--- Start ---

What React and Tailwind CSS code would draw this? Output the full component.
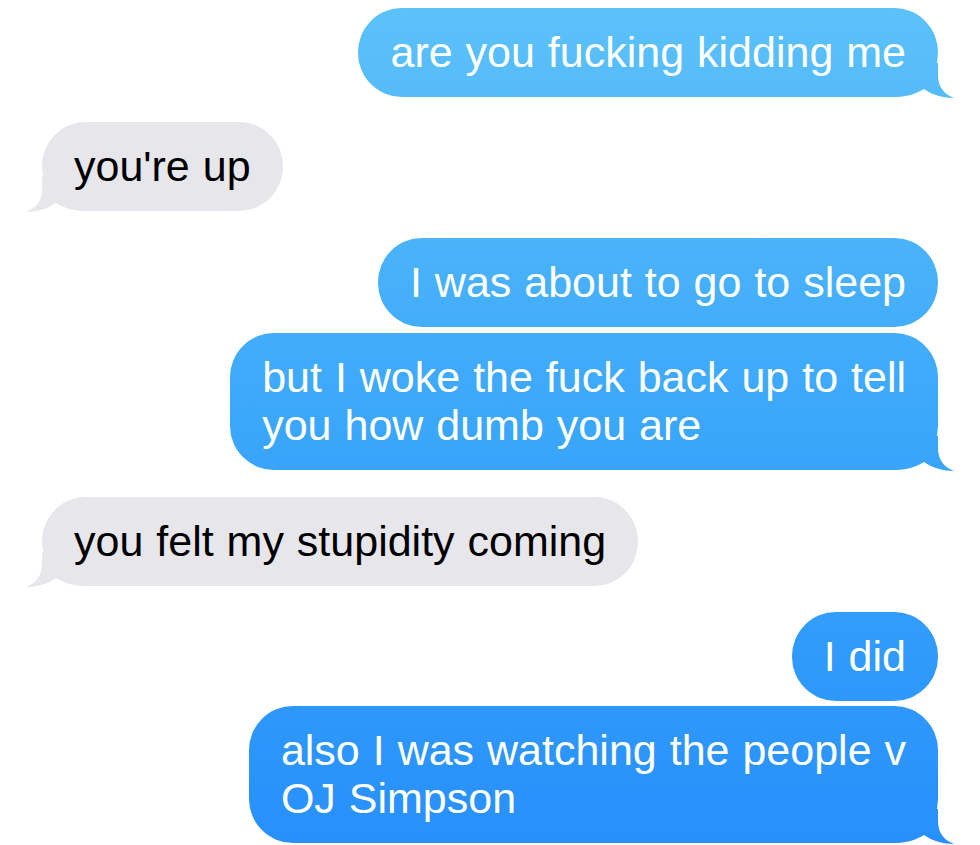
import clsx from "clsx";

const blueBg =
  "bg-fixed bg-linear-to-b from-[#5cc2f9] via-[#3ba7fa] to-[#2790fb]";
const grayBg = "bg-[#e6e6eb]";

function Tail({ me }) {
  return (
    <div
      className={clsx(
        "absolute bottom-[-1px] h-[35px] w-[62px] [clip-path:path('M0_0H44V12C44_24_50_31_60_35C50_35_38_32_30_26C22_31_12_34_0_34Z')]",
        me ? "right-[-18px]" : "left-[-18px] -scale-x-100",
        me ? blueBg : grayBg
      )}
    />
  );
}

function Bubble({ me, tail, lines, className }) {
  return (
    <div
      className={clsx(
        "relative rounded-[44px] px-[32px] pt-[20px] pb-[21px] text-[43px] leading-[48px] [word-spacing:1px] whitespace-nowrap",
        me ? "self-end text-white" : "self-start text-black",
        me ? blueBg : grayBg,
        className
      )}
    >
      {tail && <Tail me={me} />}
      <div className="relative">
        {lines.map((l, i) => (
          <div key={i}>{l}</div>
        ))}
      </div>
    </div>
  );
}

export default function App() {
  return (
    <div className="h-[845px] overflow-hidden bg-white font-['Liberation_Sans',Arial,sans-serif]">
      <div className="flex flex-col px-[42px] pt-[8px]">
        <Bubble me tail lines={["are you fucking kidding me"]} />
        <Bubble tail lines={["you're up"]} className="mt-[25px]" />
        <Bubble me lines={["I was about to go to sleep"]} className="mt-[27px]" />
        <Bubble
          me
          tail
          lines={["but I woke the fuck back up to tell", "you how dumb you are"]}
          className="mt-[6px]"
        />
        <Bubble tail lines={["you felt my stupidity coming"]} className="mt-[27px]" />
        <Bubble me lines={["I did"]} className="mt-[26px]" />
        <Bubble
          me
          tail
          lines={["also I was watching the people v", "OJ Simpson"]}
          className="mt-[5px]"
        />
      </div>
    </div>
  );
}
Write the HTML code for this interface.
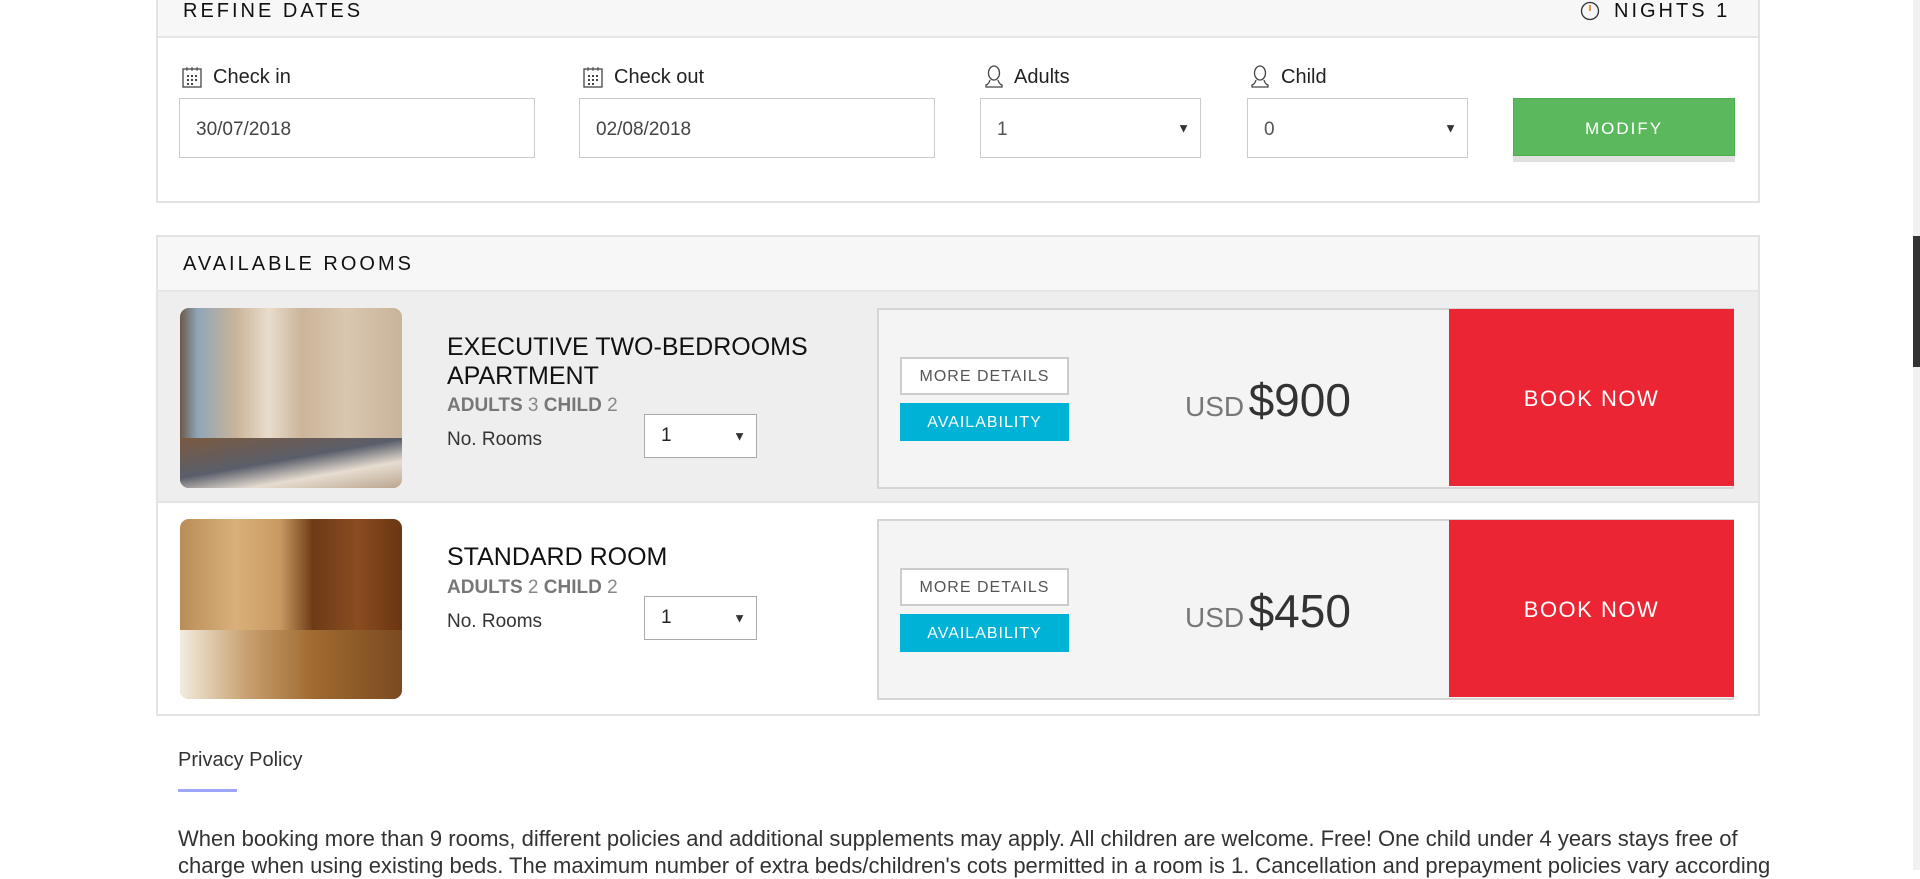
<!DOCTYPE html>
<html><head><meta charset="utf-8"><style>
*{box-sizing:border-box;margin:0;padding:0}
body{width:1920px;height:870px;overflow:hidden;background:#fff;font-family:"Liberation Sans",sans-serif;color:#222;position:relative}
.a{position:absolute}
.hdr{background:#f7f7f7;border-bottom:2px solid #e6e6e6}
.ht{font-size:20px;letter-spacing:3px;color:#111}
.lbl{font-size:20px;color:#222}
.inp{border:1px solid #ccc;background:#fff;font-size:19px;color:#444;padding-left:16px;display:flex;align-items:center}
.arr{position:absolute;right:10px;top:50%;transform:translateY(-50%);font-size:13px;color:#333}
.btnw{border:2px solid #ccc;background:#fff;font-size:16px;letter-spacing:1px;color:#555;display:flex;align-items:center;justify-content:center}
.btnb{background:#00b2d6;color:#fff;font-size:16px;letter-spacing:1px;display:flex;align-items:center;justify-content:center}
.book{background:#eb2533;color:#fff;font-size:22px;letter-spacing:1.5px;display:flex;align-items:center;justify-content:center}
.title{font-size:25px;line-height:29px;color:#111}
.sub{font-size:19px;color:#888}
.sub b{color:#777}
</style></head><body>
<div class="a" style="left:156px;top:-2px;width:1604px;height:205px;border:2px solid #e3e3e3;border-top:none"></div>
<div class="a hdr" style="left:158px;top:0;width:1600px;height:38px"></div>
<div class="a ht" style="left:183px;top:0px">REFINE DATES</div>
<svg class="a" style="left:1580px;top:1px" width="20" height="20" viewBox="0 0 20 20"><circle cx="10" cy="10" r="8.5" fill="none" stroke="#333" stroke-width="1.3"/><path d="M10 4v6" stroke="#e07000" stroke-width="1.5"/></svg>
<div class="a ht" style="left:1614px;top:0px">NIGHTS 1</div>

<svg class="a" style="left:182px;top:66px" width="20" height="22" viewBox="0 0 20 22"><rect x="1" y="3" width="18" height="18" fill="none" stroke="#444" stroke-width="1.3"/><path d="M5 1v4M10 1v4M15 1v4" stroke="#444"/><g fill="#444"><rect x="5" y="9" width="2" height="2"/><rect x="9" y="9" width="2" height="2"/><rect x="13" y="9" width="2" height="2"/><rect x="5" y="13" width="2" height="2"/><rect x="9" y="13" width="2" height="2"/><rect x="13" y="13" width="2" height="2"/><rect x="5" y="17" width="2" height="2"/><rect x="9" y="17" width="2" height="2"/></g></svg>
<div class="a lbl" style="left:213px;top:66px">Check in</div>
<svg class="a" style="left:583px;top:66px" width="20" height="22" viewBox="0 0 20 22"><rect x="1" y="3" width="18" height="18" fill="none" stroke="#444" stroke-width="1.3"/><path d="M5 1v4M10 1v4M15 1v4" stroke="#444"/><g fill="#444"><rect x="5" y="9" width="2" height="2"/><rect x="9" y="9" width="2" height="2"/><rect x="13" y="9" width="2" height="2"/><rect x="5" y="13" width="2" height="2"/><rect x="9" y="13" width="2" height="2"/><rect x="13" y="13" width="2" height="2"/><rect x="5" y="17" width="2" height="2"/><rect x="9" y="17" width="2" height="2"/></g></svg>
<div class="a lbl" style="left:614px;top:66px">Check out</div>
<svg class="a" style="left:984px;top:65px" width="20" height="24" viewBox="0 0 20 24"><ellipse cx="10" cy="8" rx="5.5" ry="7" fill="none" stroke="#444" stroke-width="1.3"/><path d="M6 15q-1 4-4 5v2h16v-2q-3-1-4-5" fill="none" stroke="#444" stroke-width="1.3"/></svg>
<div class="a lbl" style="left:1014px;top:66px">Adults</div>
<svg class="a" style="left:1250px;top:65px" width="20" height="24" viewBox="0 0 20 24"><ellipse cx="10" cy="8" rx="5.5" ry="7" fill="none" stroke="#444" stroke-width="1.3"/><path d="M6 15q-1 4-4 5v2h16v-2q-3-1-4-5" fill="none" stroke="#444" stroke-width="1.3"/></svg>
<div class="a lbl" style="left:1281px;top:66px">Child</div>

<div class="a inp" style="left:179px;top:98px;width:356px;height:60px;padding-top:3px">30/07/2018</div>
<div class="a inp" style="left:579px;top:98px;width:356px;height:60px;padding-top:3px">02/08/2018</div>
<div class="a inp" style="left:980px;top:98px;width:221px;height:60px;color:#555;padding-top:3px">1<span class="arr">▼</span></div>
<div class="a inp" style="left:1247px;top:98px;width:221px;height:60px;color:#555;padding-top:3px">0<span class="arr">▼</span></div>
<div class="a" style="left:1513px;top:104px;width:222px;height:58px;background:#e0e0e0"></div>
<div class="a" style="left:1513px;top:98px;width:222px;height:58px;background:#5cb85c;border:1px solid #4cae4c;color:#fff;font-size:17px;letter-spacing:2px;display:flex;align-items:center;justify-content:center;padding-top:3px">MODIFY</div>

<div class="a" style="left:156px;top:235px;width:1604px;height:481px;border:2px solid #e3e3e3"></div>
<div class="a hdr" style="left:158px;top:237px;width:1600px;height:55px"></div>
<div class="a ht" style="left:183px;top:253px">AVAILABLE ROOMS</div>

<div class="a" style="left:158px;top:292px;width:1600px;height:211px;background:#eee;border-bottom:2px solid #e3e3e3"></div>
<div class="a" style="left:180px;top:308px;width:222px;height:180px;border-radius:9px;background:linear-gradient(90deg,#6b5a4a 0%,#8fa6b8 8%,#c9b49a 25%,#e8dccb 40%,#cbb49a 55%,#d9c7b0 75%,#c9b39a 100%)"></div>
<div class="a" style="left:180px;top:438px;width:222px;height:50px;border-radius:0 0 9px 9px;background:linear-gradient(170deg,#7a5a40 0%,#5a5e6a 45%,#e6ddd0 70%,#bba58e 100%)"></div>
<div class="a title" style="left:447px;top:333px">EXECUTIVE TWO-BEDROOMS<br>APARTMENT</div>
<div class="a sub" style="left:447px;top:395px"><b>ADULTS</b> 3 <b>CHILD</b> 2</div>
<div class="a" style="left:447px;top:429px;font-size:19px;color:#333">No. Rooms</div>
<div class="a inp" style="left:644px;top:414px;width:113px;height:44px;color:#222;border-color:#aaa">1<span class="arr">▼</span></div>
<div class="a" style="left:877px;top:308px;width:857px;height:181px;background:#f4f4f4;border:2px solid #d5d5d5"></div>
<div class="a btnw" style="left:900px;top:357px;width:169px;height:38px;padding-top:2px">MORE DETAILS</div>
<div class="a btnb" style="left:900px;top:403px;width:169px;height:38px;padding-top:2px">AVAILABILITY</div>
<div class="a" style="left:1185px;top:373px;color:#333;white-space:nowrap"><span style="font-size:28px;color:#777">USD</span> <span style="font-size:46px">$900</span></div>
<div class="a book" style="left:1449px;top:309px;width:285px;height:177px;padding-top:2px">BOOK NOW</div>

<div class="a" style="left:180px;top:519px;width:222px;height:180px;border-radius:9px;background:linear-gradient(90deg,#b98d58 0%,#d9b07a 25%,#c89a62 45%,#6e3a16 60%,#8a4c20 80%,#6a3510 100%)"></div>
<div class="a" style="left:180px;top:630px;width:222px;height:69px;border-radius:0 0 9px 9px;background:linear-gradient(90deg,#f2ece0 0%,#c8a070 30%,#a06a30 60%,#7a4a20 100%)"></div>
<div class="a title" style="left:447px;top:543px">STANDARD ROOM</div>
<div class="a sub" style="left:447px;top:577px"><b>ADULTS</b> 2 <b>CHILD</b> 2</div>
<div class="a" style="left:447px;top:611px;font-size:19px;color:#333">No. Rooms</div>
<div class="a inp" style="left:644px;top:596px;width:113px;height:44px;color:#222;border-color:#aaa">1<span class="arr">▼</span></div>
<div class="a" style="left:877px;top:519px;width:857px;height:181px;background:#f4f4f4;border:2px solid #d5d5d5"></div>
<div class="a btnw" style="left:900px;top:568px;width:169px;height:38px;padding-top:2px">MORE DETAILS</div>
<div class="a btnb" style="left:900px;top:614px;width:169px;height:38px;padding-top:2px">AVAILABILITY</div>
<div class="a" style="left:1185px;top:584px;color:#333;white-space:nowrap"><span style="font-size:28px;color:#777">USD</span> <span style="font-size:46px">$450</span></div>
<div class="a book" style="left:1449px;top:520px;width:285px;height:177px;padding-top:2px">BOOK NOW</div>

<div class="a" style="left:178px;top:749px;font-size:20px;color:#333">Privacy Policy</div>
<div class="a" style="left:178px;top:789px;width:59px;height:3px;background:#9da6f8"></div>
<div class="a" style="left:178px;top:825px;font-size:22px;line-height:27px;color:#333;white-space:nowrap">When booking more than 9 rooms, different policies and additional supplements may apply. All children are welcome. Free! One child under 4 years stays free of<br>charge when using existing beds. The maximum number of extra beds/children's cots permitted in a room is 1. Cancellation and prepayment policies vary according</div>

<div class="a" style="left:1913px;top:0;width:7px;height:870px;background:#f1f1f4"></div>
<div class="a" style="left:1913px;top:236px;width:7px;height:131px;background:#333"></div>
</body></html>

--- End ---

» Exercise objective: Filter the entries and copy out every line with the word "this".

» Right answer:
What React and Tailwind CSS code would draw this? Output the full component.
Write the HTML code for this interface.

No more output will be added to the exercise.